Not believe in Santa Claus! You might as well not believe in fairies! You might get your papa to hire men to watch in all the chimneys on Christmas Eve to catch Santa Claus, but even if they did not see Santa Claus coming down, what would that prove? Nobody sees Santa Claus, but that is no sign that there is no Santa Claus. The most real things in the world are those that neither children nor men can see. Did you ever see fairies dancing on the lawn? Of course not, but that's no proof that they are not there. Nobody can conceive or imagine all the wonders there are unseen and unseeable in the world.
You tear apart the baby's rattle and see what makes the noise inside, but there is a veil covering the unseen world which not the strongest man, nor even the united strength of all the strongest man that ever lived, could tear apart. Only faith, fancy, poetry, love, romance can push aside that curtain and view and picture the supernal beauty and glory beyond. Is it all real?

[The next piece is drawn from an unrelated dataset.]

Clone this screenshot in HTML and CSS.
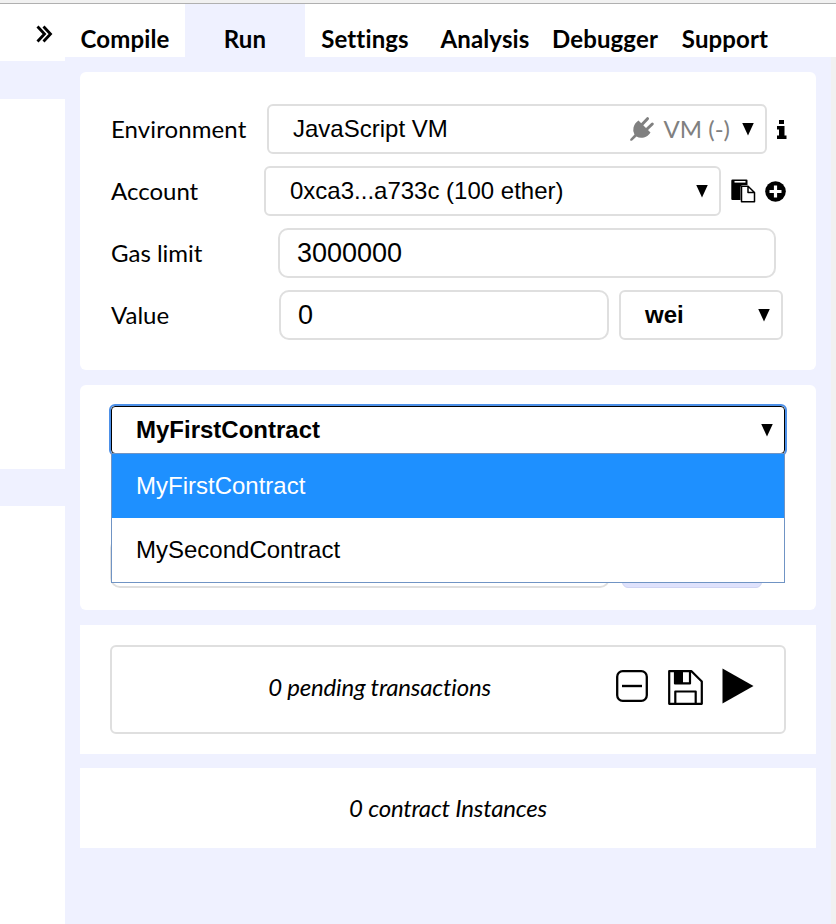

Ah, VIRGINIA, in all this world there is nothing else real and abiding. No Santa Claus! Thank GOD! He lives, and he lives forever. A thousand years from now, nay, ten times ten thousand years from now, he will continue to make glad the heart of childhood.
...and I have a slightly different approach. You can say yours is the more valuable or correct, and I can argue that mine is.
My point is this: we can argue. As soon as you circumvent me, I'll have a problem with you.
You can argue that by perpetuating the myth of Santa in the classroom, I'm imposing my view on your kid. The truth of the matter is this: you can easily tell your children that Santa is a myth and that it is pleasant for kids to believe the myth-- and that's why they see him in schools. You've thereby innoculated them. If they then tell my kid there is no Santa, it's no big deal-- they're just another kid.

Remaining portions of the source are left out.